Washington desenha o futuro e isso vai levar o diretor da CIA, um peso-pesado do governo Biden, a fazer um périplo pelo Oriente Médio, começando por Israel e possivelmente Jordânia, Emirados Árabes Unidos, Catar e Arábia Saudita.

Ele certamente passará por Amã, depois que o rei da Jordânia tentou convencer os súditos de que sua força aérea jogou de paraquedas insumos médicos de emergência sobre Gaza.

Um óbvio jogo de cena, certamente combinado com Israel, para "esfriar" a temperatura de 2 milhões de palestinos que vivem na Jordânia.

Ou alguém acha que um avião militar da Jordânia sobrevoaria Gaza impune?

William Burns, o diretor da CIA, vai "vender" aos aliados locais dos EUA uma força de paz composta por países árabes para tomar conta de Gaza depois da derrota militar do Hamas. Trabalhariam obedecendo a regras definidas por Israel.

Seria o hiato necessário para "rejuvenescer" a Autoridade Palestina, que assumiria Gaza com a perspectiva de um estado palestino capenga.

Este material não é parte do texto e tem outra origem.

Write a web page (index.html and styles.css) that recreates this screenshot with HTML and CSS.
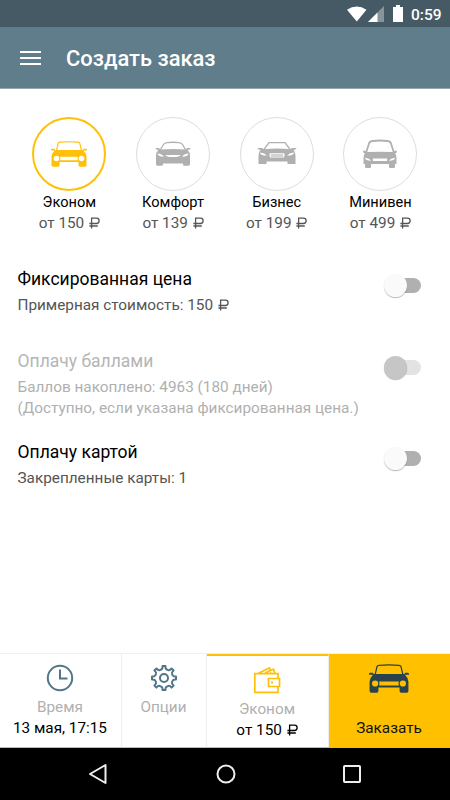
FILE: index.html
```html
<!DOCTYPE html>
<html lang="ru">
<head>
<meta charset="utf-8">
<title>Создать заказ</title>
<link rel="stylesheet" href="styles.css">
</head>
<body>
<svg class="defs" aria-hidden="true">
  <symbol id="car" viewBox="0 0 36 26">
    <path fill="none" stroke="currentColor" stroke-width="1.1" d="M5.500 9.500 7.300 2Q7.600 1.200 9 1.100Q18 .4 27 1.100Q28.400 1.200 28.700 2L30.500 9.500"/>
    <path fill="currentColor" fill-rule="evenodd" d="M0 9q0-1.200 1.200-1.200h2q.8 0 .8 1.200h28q0-1.200.8-1.200h2Q36 7.800 36 9v.6h-3.600q3.100 3 3.100 6.400V24q0 1.800-1.500 1.800h-5q-1.500 0-1.500-1.800v-3H8.500v3q0 1.800-1.500 1.800H2Q.5 25.800.5 24v-8q0-3.400 3.100-6.400H0zM5.500 14.700a2.800 2.800 0 1 0 0 5.600 2.800 2.800 0 0 0 0-5.600zm25 0a2.800 2.800 0 1 0 0 5.600 2.800 2.800 0 0 0 0-5.600zM9 15.800q1 1.700 0 3.400h18q-1-1.700 0-3.400z"/>
  </symbol>
  <symbol id="ruble" viewBox="0 0 11 12">
    <path fill="none" stroke="currentColor" stroke-width="1.300" d="M2.600 11.500V1.100H7.500Q10.100 1.100 10.100 3.700T7.500 6.500H.4M.4 9H8.800"/>
  </symbol>
</svg>
<div class="status">
  <svg width="20" height="16" viewBox="0 0 20 16"><path fill="#fff" d="M0 3.700Q9.700-2.600 19.500 3.700L9.800 15.500z"/></svg>
  <svg class="signal" width="16" height="16" viewBox="0 0 16 16"><path fill="#87949b" d="M16 0v16H0z"/><path fill="#fff" d="M9.500 6.500V16H0z"/></svg>
  <svg class="battery" width="10" height="17" viewBox="0 0 10 17"><path fill="#fff" d="M3 0h4v2h3v15H0V2h3z"/></svg>
  <span>0:59</span>
</div>
<header class="appbar">
  <svg width="21" height="16" viewBox="0 0 21 16"><path stroke="#fff" stroke-width="2" d="M0 2h21M0 8h21M0 14h21"/></svg>
  <h1>Создать заказ</h1>
</header>
<main>
  <div class="tariffs">
    <div class="tariff active">
      <div class="ring"><svg width="36" height="26"><use href="#car"/></svg></div>
      <b>Эконом</b><span class="price">от 150 <svg class="rub"><use href="#ruble"/></svg></span>
    </div>
    <div class="tariff">
      <div class="ring"><svg width="36" height="26" viewBox="0 0 36 26"><path fill="none" stroke="currentColor" stroke-width="1.300" d="M5 9.500 8.500 3.500Q9.500 2 12 1.700Q18 .8 24 1.700Q26.500 2 27.500 3.500L31 9.500"/><path fill="currentColor" fill-rule="evenodd" d="M.8 8.200Q0 7 1.500 7H4l1 1.500Q18 7.500 31 8.500L32 7h2.500q1.500 0 .7 1.200l-2.600.8Q35 11 35 15v8q0 1.800-1.500 1.800H29q-1 0-1-2.300H8q0 2.300-1 2.300H2.500Q1 24.800 1 23v-8q0-4 2.400-6zM2.500 12.500q0 3 6.300 3.200-1.800-3-6.300-3.200zm31 0q0 3-6.300 3.200 1.800-3 6.300-3.200zM10 14q2.500 2 4.500 2h7q2 0 4.500-2z"/></svg></div>
      <b>Комфорт</b><span class="price">от 139 <svg class="rub"><use href="#ruble"/></svg></span>
    </div>
    <div class="tariff">
      <div class="ring"><svg width="40" height="26" viewBox="0 0 40 26"><path fill="none" stroke="currentColor" stroke-width="1.300" d="M6.500 9 12 1.700H28L33.500 9"/><path fill="currentColor" fill-rule="evenodd" d="M.5 8Q.5 7 2 7h3l1.500 1.200Q20 7 33.500 8.200L35 7h3q1.500 0 1.500 1l-3 1Q38.500 11 38.500 14.500v8.500h-8V20.500h-21v2.500h-8V14.500q0-3.500 2-5.500zM2.800 11.500q.5 3.200 7 3.100-2-2.500-7-3.100zm34.400 0q-.5 3.200-7 3.100 2-2.500 7-3.100zM13 12.300q-1.600 2.100 0 4.200h14q1.600-2.100 0-4.200z"/><path fill="#d4d4d4" d="M14 13h12q1 1.500 0 3H14q-1-1.500 0-3z"/></svg></div>
      <b>Бизнес</b><span class="price">от 199 <svg class="rub"><use href="#ruble"/></svg></span>
    </div>
    <div class="tariff">
      <div class="ring"><svg width="36" height="30" viewBox="0 0 36 30"><path fill="none" stroke="currentColor" stroke-width="1.800" d="M4 14 7 4.500Q7.700 2.200 10.500 2Q18 1 25.500 2Q28.300 2.200 29 4.500L32 14"/><path fill="currentColor" fill-rule="evenodd" d="M1.200 13.500Q.6 11 2.600 11.500L5 13Q18 12.500 31 13L33.400 11.500Q35.400 11 34.800 13.500L33.200 14.200Q34.500 16 34.500 19v6h-1.500v2.500q0 1.500-1.500 1.500h-3q-1.500 0-1.500-1.500V25H9v2.500Q9 29 7.500 29h-3Q3 29 3 27.500V25H1.500v-6q0-3 1.300-4.800zM3 19q.6 2.800 6 2.700Q7.600 19.300 3 19zm30 0q-.6 2.800-6 2.700 1.400-2.400 6-2.700zM11 19.500q-.5 1.300 0 2.600h14q.5-1.300 0-2.600z"/></svg></div>
      <b>Минивен</b><span class="price">от 499 <svg class="rub"><use href="#ruble"/></svg></span>
    </div>
  </div>
  <div class="options">
    <section class="row"><div><h2>Фиксированная цена</h2><p>Примерная стоимость: 150 <svg class="rub"><use href="#ruble"/></svg></p></div><i class="switch"></i></section>
    <section class="row disabled"><div><h2>Оплачу баллами</h2><p>Баллов накоплено: 4963 (180 дней)<br>(Доступно, если указана фиксированная цена.)</p></div><i class="switch"></i></section>
    <section class="row"><div><h2>Оплачу картой</h2><p>Закрепленные карты: 1</p></div><i class="switch"></i></section>
  </div>
</main>
<footer class="tabs">
  <div class="tab">
    <svg width="28" height="28" viewBox="0 0 28 28" fill="none" stroke="#527688" stroke-width="2"><circle cx="14" cy="14" r="12.200"/><path d="M14 5.500V14.500H21.500"/></svg>
    <span>Время</span><b>13 мая, 17:15</b>
  </div>
  <div class="tab">
    <svg width="28" height="28" viewBox="0 0 28 28" fill="none" stroke="#527688" stroke-width="2" stroke-linejoin="round"><circle cx="14" cy="14" r="4"/><path d="M11.200 5.500Q12.700 5 12.500 2h3q-.2 3 1.300 3.500l1.400.6q1.500.6 3.400-1.600l2 2q-2.200 1.900-1.600 3.400l.6 1.300q.5 1.500 3.400 1.300v3q-2.900-.2-3.400 1.300l-.6 1.400q-.6 1.500 1.600 3.400l-2 2q-1.900-2.200-3.400-1.600l-1.400.6q-1.500.5-1.300 3.400h-3q.2-2.900-1.300-3.400l-1.400-.6q-1.500-.6-3.400 1.600l-2-2q2.200-1.900 1.600-3.400l-.6-1.400Q4.900 15.300 2 15.500v-3q2.900.2 3.400-1.300L6 9.900q.6-1.500-1.600-3.400l2-2Q8.300 6.700 9.800 6.100z"/></svg>
    <span>Опции</span>
  </div>
  <div class="tab current">
    <svg width="28" height="28" viewBox="0 0 28 28" fill="none" stroke="#ffc107" stroke-width="1.700"><path d="M25 12.500V7.700H1.800V26.300H25V20.500M15.500 12.500H26.500V20.500H15.500zM5.500 7.200 16.500 2 18 6.500M12 7 20.500 3.200 22 7.500"/><path fill="#ffc107" stroke="none" d="M18 15.500h2v2h-2z"/></svg>
    <span>Эконом</span><b>от 150 <svg class="rub"><use href="#ruble"/></svg></b>
  </div>
  <div class="tab order">
    <svg class="cab" width="40" height="29"><use href="#car"/></svg>
    <b>Заказать</b>
  </div>
</footer>
<nav class="navbar">
  <svg width="20" height="22" viewBox="0 0 20 22"><path fill="none" stroke="#eee" stroke-width="2" stroke-linejoin="round" d="M17.500 2V20L2 11z"/></svg>
  <svg width="20" height="20" viewBox="0 0 20 20"><circle cx="10" cy="10" r="8.500" fill="none" stroke="#eee" stroke-width="2"/></svg>
  <svg width="18" height="18" viewBox="0 0 18 18"><rect x="1" y="1" width="16" height="16" rx=".7" fill="none" stroke="#eee" stroke-width="2"/></svg>
</nav>
</body>
</html>
```
FILE: styles.css
```css
* { box-sizing: border-box; }
body { margin: 0; width: 450px; height: 800px; display: flex; flex-direction: column; overflow: hidden; background: #fff; color: #000; font-family: Roboto, "Noto Sans", sans-serif; }
svg { display: block; flex: none; }
h1, h2, p { margin: 0; font-weight: 400; }
b { font-weight: 400; }
.defs { width: 0; height: 0; position: absolute; }
.status { height: 27px; background: #465a65; color: #fff; display: flex; align-items: center; padding: 0 9px 0 347px; font-size: 15.500px; font-weight: 500; }
.signal { margin-left: 1px; }
.battery { margin-left: 9px; }
.status span { margin-left: 8px; padding-top: 2px; }
.appbar { height: 62px; background: #607d8b; color: #fff; display: flex; align-items: center; padding: 0 0 0 20px; border-bottom: 1px solid #93a6af; }
.appbar h1 { margin: 3px 0 0 25px; font-size: 21.900px; font-weight: 500; line-height: 28px; }
main { flex: 1; min-height: 0; }
.tariffs { display: grid; grid-template-columns: repeat(4, 103.700px); padding: 28px 0 0 17.500px; }
.tariff { display: flex; flex-direction: column; align-items: center; font-size: 14.600px; line-height: 20px; }
.ring { width: 74px; height: 74px; margin-bottom: 1px; border-radius: 50%; border: 1px solid #ddd; color: #b0b0b0; display: flex; align-items: center; justify-content: center; }
.active .ring { border: 2px solid #ffc107; color: #ffc107; }
.price { color: #555; font-size: 15.300px; margin-top: 1px; }
.rub { display: inline-block; width: 11px; height: 12px; vertical-align: -1px; margin-left: 1px; }
.options { padding: 33px 29px 0 17.500px; }
.row { display: flex; justify-content: space-between; height: 82px; }
.row.disabled { height: 91px; color: #b5b5b5; }
.row h2 { font-size: 17.500px; line-height: 26px; }
.row p { font-size: 15.320px; line-height: 21px; margin-top: 3px; color: #555; white-space: nowrap; }
.row.disabled p { color: #b0b0b0; }
.switch { position: relative; width: 36px; height: 15px; margin-top: 12px; border-radius: 8px; background: #b0b0b0; }
.switch::before { content: ""; position: absolute; left: -1px; top: -4px; width: 23px; height: 23px; border-radius: 50%; background: #fafafa; box-shadow: 0 1px 1px #0004; }
.disabled .switch { background: #e3e3e3; }
.disabled .switch::before { background: #c6c6c6; }
.tabs { height: 95px; display: grid; grid-template-columns: 122px 85px 122px 121px; border-top: 1px solid #f0f0f0; border-bottom: 1px solid #bbb; }
.tab { border-right: 1px solid #eee; padding: 10px 1px 0 0; display: flex; flex-direction: column; align-items: center; font-size: 15.300px; line-height: 21px; }
.tab span { color: #b0b0b0; margin-top: 5px; }
.tab.current { border-top: 2px solid #ffc107; }
.tab.order { border: 0; background: #ffc000; }
.cab { color: #29434e; }
.order b { margin-top: 25px; color: #111; }
.navbar { height: 52px; background: #000; display: flex; justify-content: space-between; align-items: center; padding: 0 89px 0 88px; }
```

Na prática, esse estado teria de abrir mão de Jerusalém como sua capital, do direito de retorno de milhões de palestinos e, como já faz hoje a Autoridade Palestina, buscar acomodação subalterna com uma força de ocupação.

Teria uma "soberania" supervisionada por drones, checkpoints, tecnologia de reconhecimento facial -- a mesma, aliás, que Israel já exporta a parceiros árabes com os quais reatou relações diplomáticas, como o Marrocos, Emirados Árabes Unidos e Bahrain.

Regimes frágeis, acossados por riscos internos e externos, são ótimos clientes para a indústria de armas e de tecnologias de controle social. O mundo multipolar, instável, convida ao fortalecimento de arsenais.

O complexo industrial militar saliva.

Os acordos de paz de Oslo, assinados em 1993 e 1995, foram anunciados como o começo do fim da causa palestina.

O diabo mora nos detalhes.

Trinta anos se passaram e a realidade em solo viu Israel se apropriar de Jerusalém, colocar 700 mil colonos em território ocupado da Cisjordânia e agora pulverizar a casa de 2,3 milhões de palestinos.

Os tratados de Oslo deveriam ser rebatizados de tratados de guerra.

Na prática, a causa palestina será mais uma vez rebaixada.

Israel alega que foi pega de surpresa pelo ataque do Hamas em 7 de outubro. Um suposto "apagão" de inteligência.

É difícil conciliar isso com o que se viu em seguida.

Um mês depois, Israel manda mensagens para milhares de números de telefone em Gaza sugerindo retirada, apresenta interceptações telefônicas como provas, já sabe onde ficam os túneis do Hamas, sustenta que o centro de controle e comando do inimigo está sob o hospital Shifa -- em resumo, revela detalhes de inteligência incompatíveis com quem estava em sono profundo.

Não seria surpresa se esta fase terminasse com Benjamin Netanyahu e Mahmoud Abbas caminhando em direção ao ostracismo político com estatuetas do Prêmio Nobel da Paz, depois de gerenciar a morte de 10 mil bebês e crianças.

Aos palestinos, cabe reescrever a frase "pobre México, tão longe de Deus, tão perto dos Estados Unidos".